Given information
::::::::::

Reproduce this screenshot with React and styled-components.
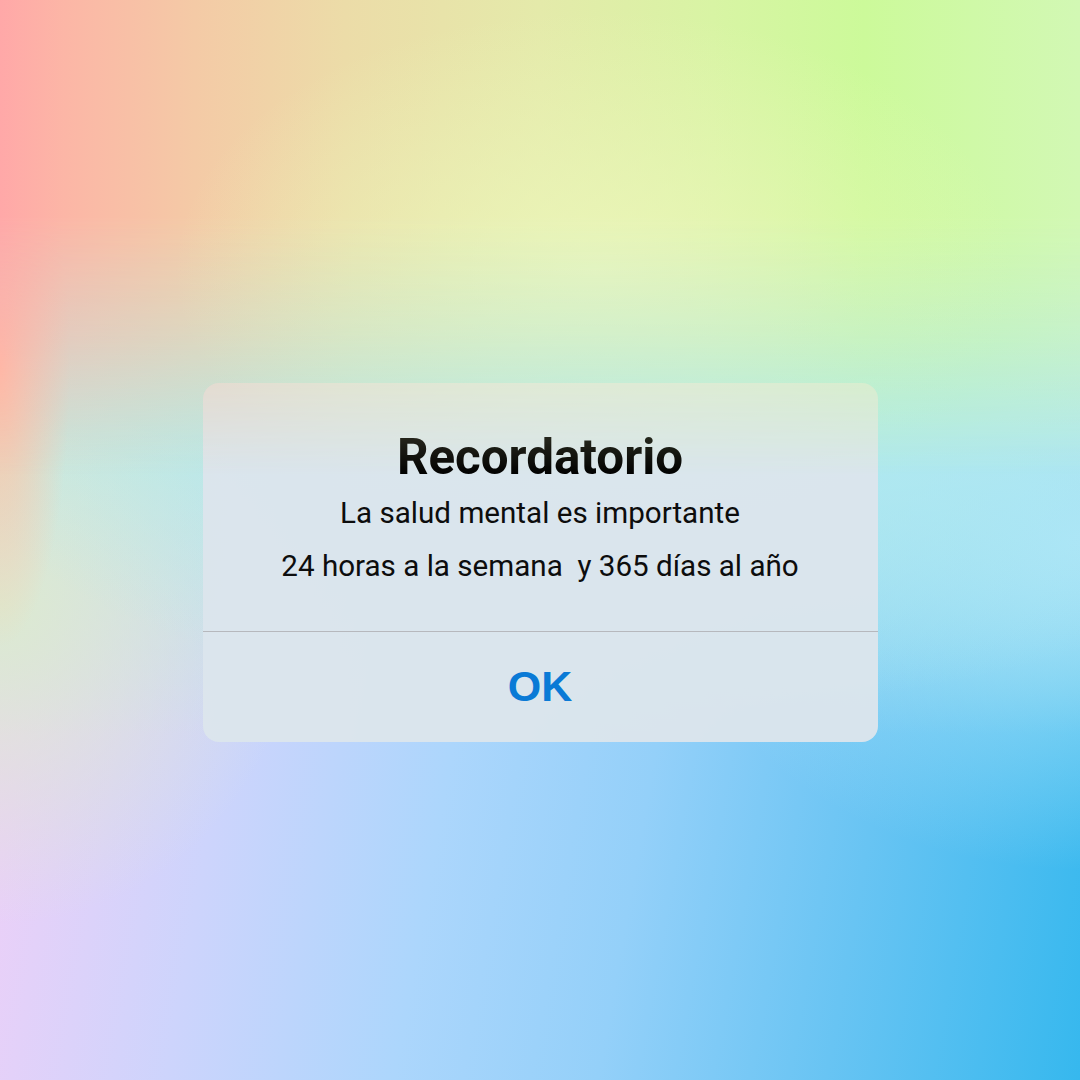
import React from "react";
import styled, { createGlobalStyle } from "styled-components";

const Global = createGlobalStyle`
  html, body { margin: 0; padding: 0; }
  body { font-family: Roboto, "Liberation Sans", sans-serif; }
`;

const Scene = styled.div`
  width: 1080px;
  height: 1080px;
  display: grid;
  grid-template: 1fr / 1fr;
  background:
    radial-gradient(ellipse 70px 280px at 0% 34%, rgba(255,196,166,1), rgba(255,196,166,0)),
    radial-gradient(ellipse 700px 280px at 60% 40%, rgba(176,234,240,1), rgba(176,234,240,0)),
    radial-gradient(ellipse 300px 320px at 0% 56%, rgba(220,234,208,1), rgba(220,234,208,0)),
    radial-gradient(ellipse 420px 330px at 100% 50%, rgba(170,228,248,1), rgba(170,228,248,0)),
    linear-gradient(180deg, #d0eed4 0%, #bae9e6 40%, rgba(182,232,236,0) 68%),
    linear-gradient(100deg, #f8d0f4 0%, #ead0f8 12%, #cdd4fc 28%, #acd6fc 46%, #94d0f9 62%, #68c4f3 80%, #36b8ee 100%);
`;

const Glow = styled.div`
  grid-area: 1 / 1;
  background:
    radial-gradient(ellipse 420px 260px at 55% 25%, rgba(236,246,186,0.9), rgba(236,246,186,0)),
    linear-gradient(90deg, #ffa8a8 0%, #fcb6a6 6%, #f4caa6 18%, #ecdca8 32%, #e4eaaa 50%, #d8f4a4 66%, #ccfa9a 80%, #d2f8b4 100%);
  -webkit-mask-image: linear-gradient(180deg, #000 0%, #000 20%, rgba(0,0,0,0.6) 31%, transparent 44%);
  mask-image: linear-gradient(180deg, #000 0%, #000 20%, rgba(0,0,0,0.6) 31%, transparent 44%);
`;

const Stage = styled.div`
  grid-area: 1 / 1;
  display: flex;
  justify-content: center;
  align-items: flex-start;
  padding-top: 383px;
`;

const Dialog = styled.div`
  width: 675px;
  height: 359px;
  border-radius: 16px;
  background: rgba(220, 229, 236, 0.96);
  display: flex;
  flex-direction: column;
  overflow: hidden;
`;

const Body = styled.div`
  height: 249px;
  display: flex;
  flex-direction: column;
  align-items: center;
  padding-top: 44px;
  box-sizing: border-box;
  border-bottom: 1px solid #b6b8bd;
`;

const Title = styled.h1`
  margin: 0;
  font-family: Roboto, sans-serif;
  font-weight: 700;
  font-size: 49.3px;
  line-height: 60px;
  color: #000;
`;

const Line = styled.p`
  margin: ${(p) => p.$top}px 0 0;
  font-family: Roboto, sans-serif;
  font-weight: 400;
  font-size: 29.6px;
  line-height: 36px;
  color: #0d0d0d;
`;

const Action = styled.button`
  flex: 1;
  border: none;
  background: transparent;
  font-family: "Liberation Sans", Arial, sans-serif;
  font-weight: 700;
  font-size: 43px;
  color: #0a7ad6;
  padding: 0 0 2px;
  cursor: pointer;
`;

export default function App() {
  return (
    <>
      <Global />
      <Scene>
        <Glow />
        <Stage>
          <Dialog>
            <Body>
              <Title>Recordatorio</Title>
              <Line $top={8}>La salud mental es importante</Line>
              <Line $top={17}>24 horas a la semana{"\u00a0"} y 365 días al año</Line>
            </Body>
            <Action>OK</Action>
          </Dialog>
        </Stage>
      </Scene>
    </>
  );
}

::::::::::

Your objective
Provide only the count of lines in the material above that hold the word "components".

Correct output
2